Okay. That's good. And the acquisitions that you're choosing about being in the latter stages of negotiation right now. Is there anything in there that would change or mitigate the seasonality that you have now? Or are you looking at acquisitions which will help smooth out some of your seasonal patterns?
Yes. That is a good question, and I think that as we've mentioned in the past, we've taken some seasonality out of our business by virtue of the expansion -- the aggressive expansion we've had in the U.S. over the last 2 or 3 years. So to the extent that we make more acquisitions in the U.S., that will take out some seasonality out of our business. It's been part of our long-term strategy, and U.S.-based type of acquisitions will do that.
But the specific transactions, Neil, you are not going to see much of that benefit in the near term. They are more sort of typical seasonal businesses like the remaining in our current portfolio.
Okay. And since you're talking about international or outside North America, can you say if any of these acquisitions in the latter stages of negotiation are outside North America?
Again, it's not inconceivable that we would do a transaction in Europe, let's say, over the next 6 months.
Your next question is from Dimitry Khmelnitsky with Veritas.
How much revenue from the new initiatives was recognized in Q2?
From the new initiatives? Clarify that for me, Dimitry.
Of course, yes. So the $90 million to $100 million worth of the new initiatives in sandwiches and meat snacks, including meat steaks that are supposed to be recognized during the year related to the $135 million annualized amount, if you will. So in Q1, you mentioned there was $6 million worth of these new initiatives recognized in terms of the revenue. I was wondering what was the amount for Q2?
Yes. I don't have that specific amount. In general terms, though, it's certainly more than what was in Q1. But again, thinking of some of the specific product launches in that group of products, particularly in the sandwich group, a lot of that was, as I mentioned earlier, stuff that was kicking in, in June and July. So it would be certainly far more weighted to the back half of the year than the front half.
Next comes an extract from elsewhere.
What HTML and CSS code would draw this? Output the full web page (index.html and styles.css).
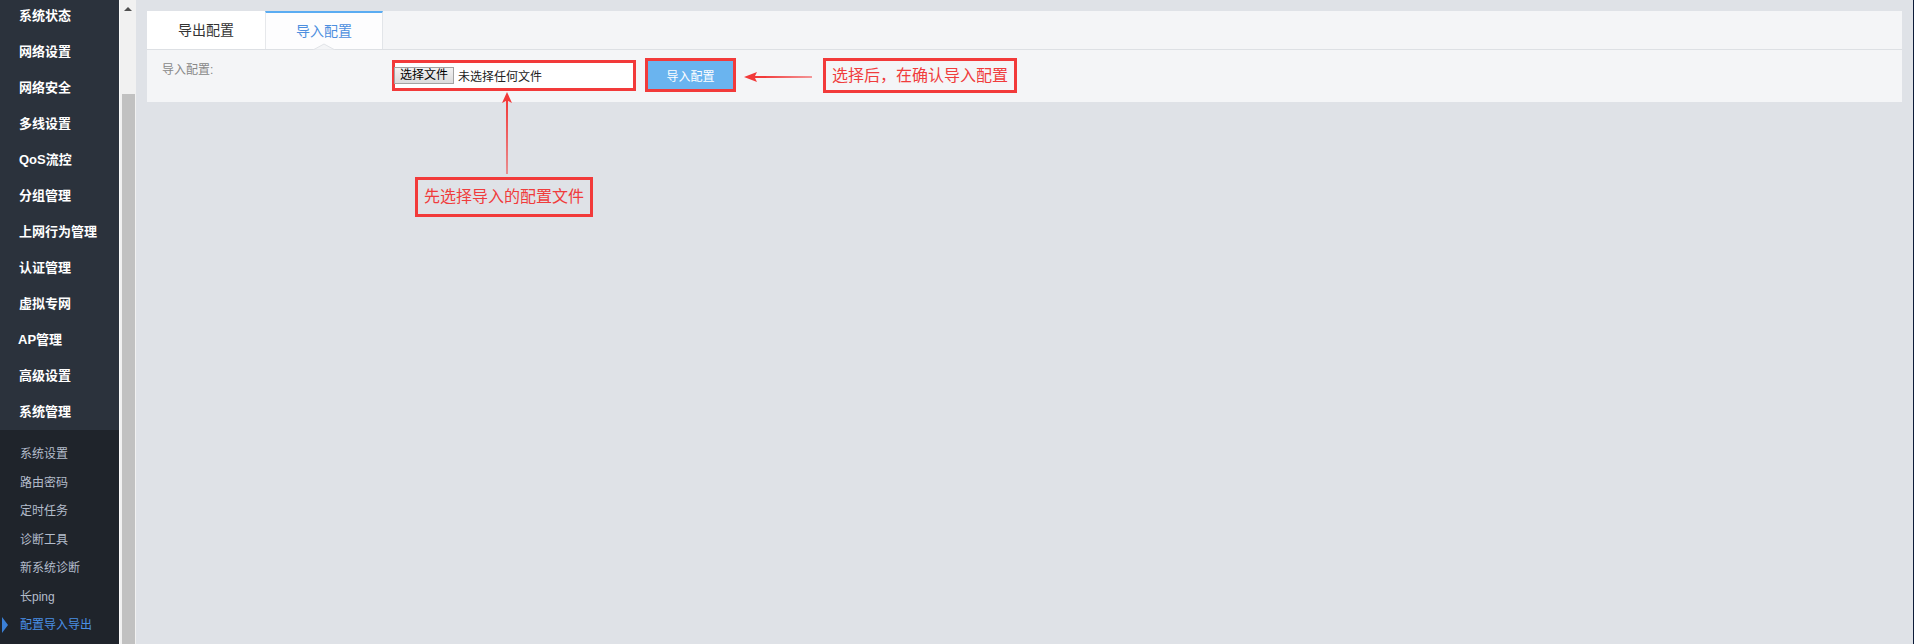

Right. Okay. And just to go over the guidance again. By how much will you have reduced 2019 revenue guidance absent in your acquisitions? You did mention $20 million in revenue. Are they related to weather? Is there anything else beyond the $20 million related?
There's another $4 million to $5 million from the ASF impacts. So those are the big impacts on the revenue side. And then we talked about the EBITDA impact. So that $10 million to $11 million range from those issues.
Our last question is from Derek Lessard with TD Securities.
Just one last question for me actually. I'm just wondering, again, on the new product listings coming in the second half if there is any potential snags that we should be looking out for? Or has everything been greenlighted at this point?
Yes. Again, everything has been greenlighted. We have a lot on the go. I would say the groups, particularly in the U.S., are extremely busy trying to connect the dots in terms of production, in terms of operations, in terms of distribution, et cetera, et cetera. But again, we're very optimistic, and we're looking forward to a very busy latter half of the year.
This concludes the Q&A period. And I'll now turn it back to George Paleologou for any closing remarks.
Yes. I'd just like to thank everybody for attending.
This concludes today's conference call. You may now disconnect.